10.99 In keeping with the vision of an internationally competitive and sound banking system, strengthening the financial system to achieve the best internationally recognised standards has been the core of the Indian approach to financial sector reforms. Provisioning and exposure norms have been progressively tightened. India has made considerable progress in the identification of international standards and codes in relevant areas, expert assessment regarding their applicability, including comparative country evaluation and building up possible course of action for the future. The calibration of the convergence with international standards is conditioned by the specific realities of the Indian situation.

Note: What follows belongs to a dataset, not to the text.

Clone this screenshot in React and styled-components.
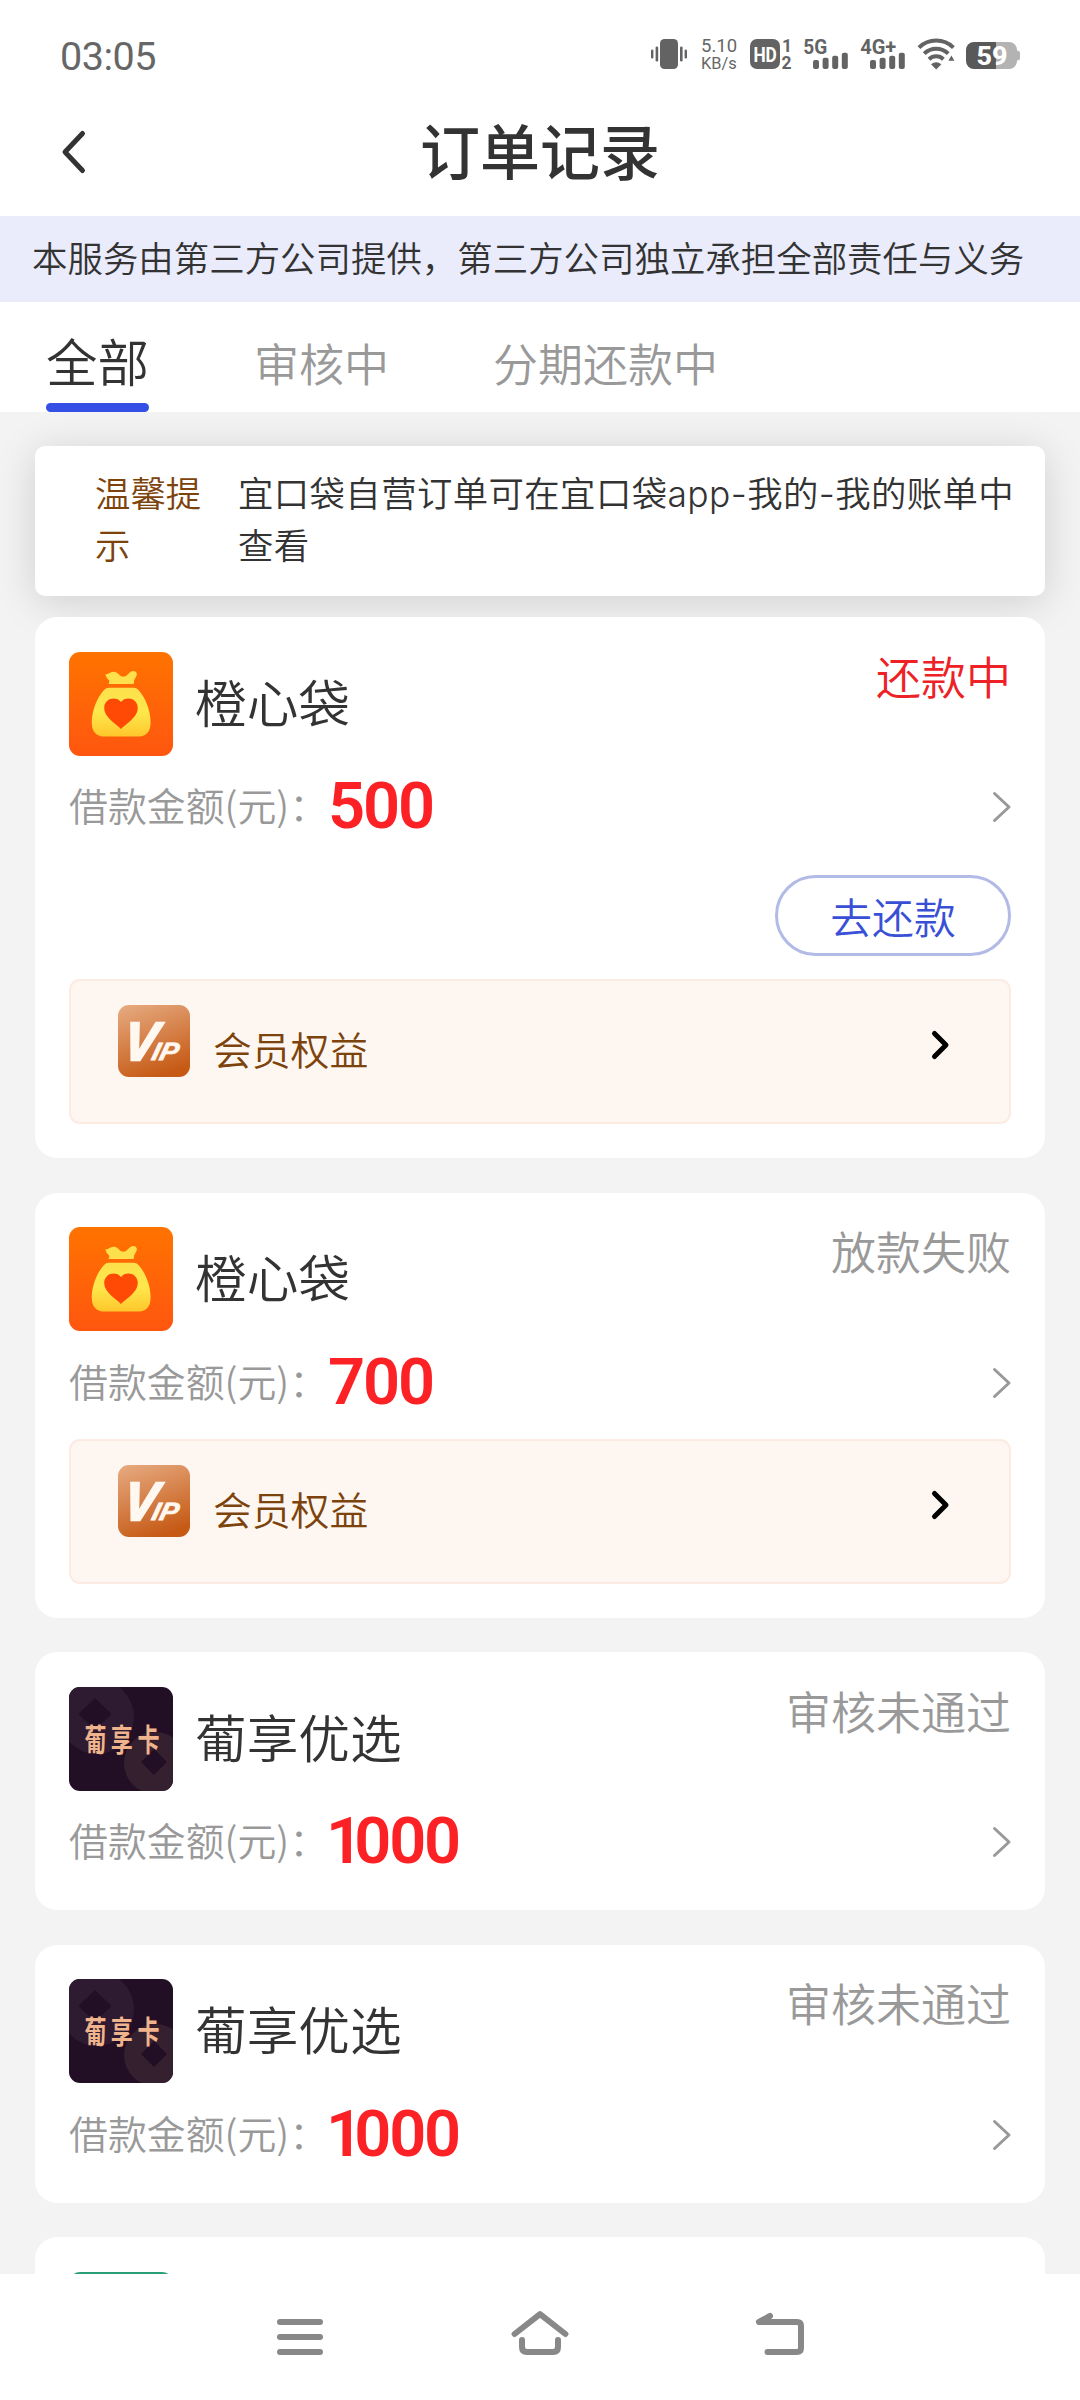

10.100 At the same time, there are a few areas regarding the efficiency of the Indian banking system - rather than its stability - that raise concerns, especially in an uncertain economic environment. The level of NPAs continues to be high. The process of debt recovery and asset restructuring initiatives undertaken as part of financial sector reforms has also been somewhat slow. In the cooperative banking sector, the present system of dual/triple regulatory and supervisory control needs to be replaced with a separate supervisory authority exclusively responsible for efficient functioning of the co-operative institutions and the safety of public deposits.


  1. Consist of Industrial Development Bank of India (IDBI), ICICI Ltd (since merged with ICICI Bank Ltd), IFCI Ltd., Industrial Investment Bank of India Ltd. (IIBI), Tourism Finance Corporation of India Ltd. (TFCI), Infrastructure Development Finance Company Ltd. (IDFC), Export-Import Bank of India (Exim Bank), National Bank for Agriculture and Rural Development (NABARD), National Housing Bank (NHB), and Small Industries Development Bank of India (SIDBI).